The sophomore album from the New York-based bassist and composer Harish Raghavan, In Tense, consists of six originals written with a specific quintet in mind - multi-woodwind player Morgan Guerin, guitarist Charles Altura, vibraphonist Joel Ross and drummer Eric Harland. The musical setting, defined with more composure than heat, manifests a new trajectory in his discography, and we find each musician navigating hills and valleys as if tracking a well-charted course. Here, the contemporary vision remains intact and the musical skills efficient, as demonstrated in his debut, Call for Action, and in sideman appearances with the likes of Ambrose Akinmusire, Walter Smith III and Marquis Hill.

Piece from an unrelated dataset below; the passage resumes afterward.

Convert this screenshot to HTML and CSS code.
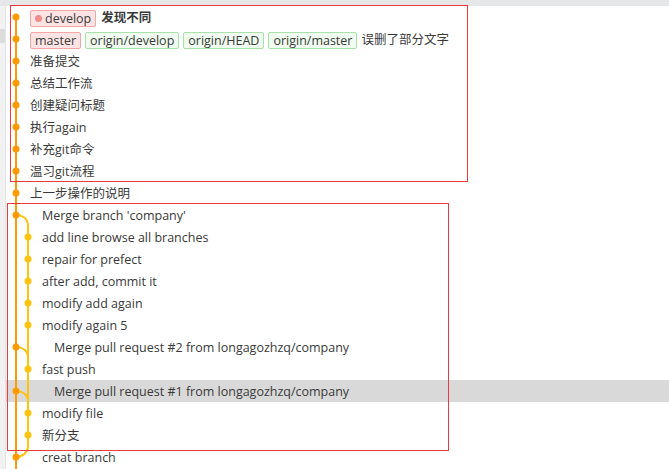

“AMA”, which opens with big bass notes and subtle electronics, feels like an emotionally charged pop/rock song with enough air to breathe, proffering crisp harmonic progressions, fresh melodicism, and a spastic solo by Raghavan. The piece shares some similarities in posture and texture with the title track, which, colored by vibes, features a charismatic guitar solo while diluting most of its tension in subtleness.
The wryly post-bop elegance of “Circus Music”, a tune written in response to our troubled times, unwraps a well-outlined theme with rhythmic accentuation and a slight angular bend. Guerin and Altura, who often work cheek by jolt throughout the record, alternate bars here, applying their clear speeches after a patiently evolving solo by Ross. They reel off again on both “S2020” and the closing “Prayer”. The former invokes the future with a complex theme, carrying a folk innuendo in the melodic proceedings and a straight-eight bass groove that steams things up; the latter, more glamorous than fervent, accelerates in tempo, going funky-ish in the interest of the improvisations before reviving the shininess of the main melody.
“Eight-Thirteen” got its name from the time a minute before Raghavan’s son was born. It’s structured and restructured with changeable passages that don’t require to be strengthened in the flow since the bassist keeps the groove solid and going, always backed by Harland’s conversational drums.
Not all tracks hit us hard or with the same intensity, but with the assistance of musicians with a penchant for exploring sonic terrain, Raghavan builds his own sonic architecture, partly meditative and partly propulsive.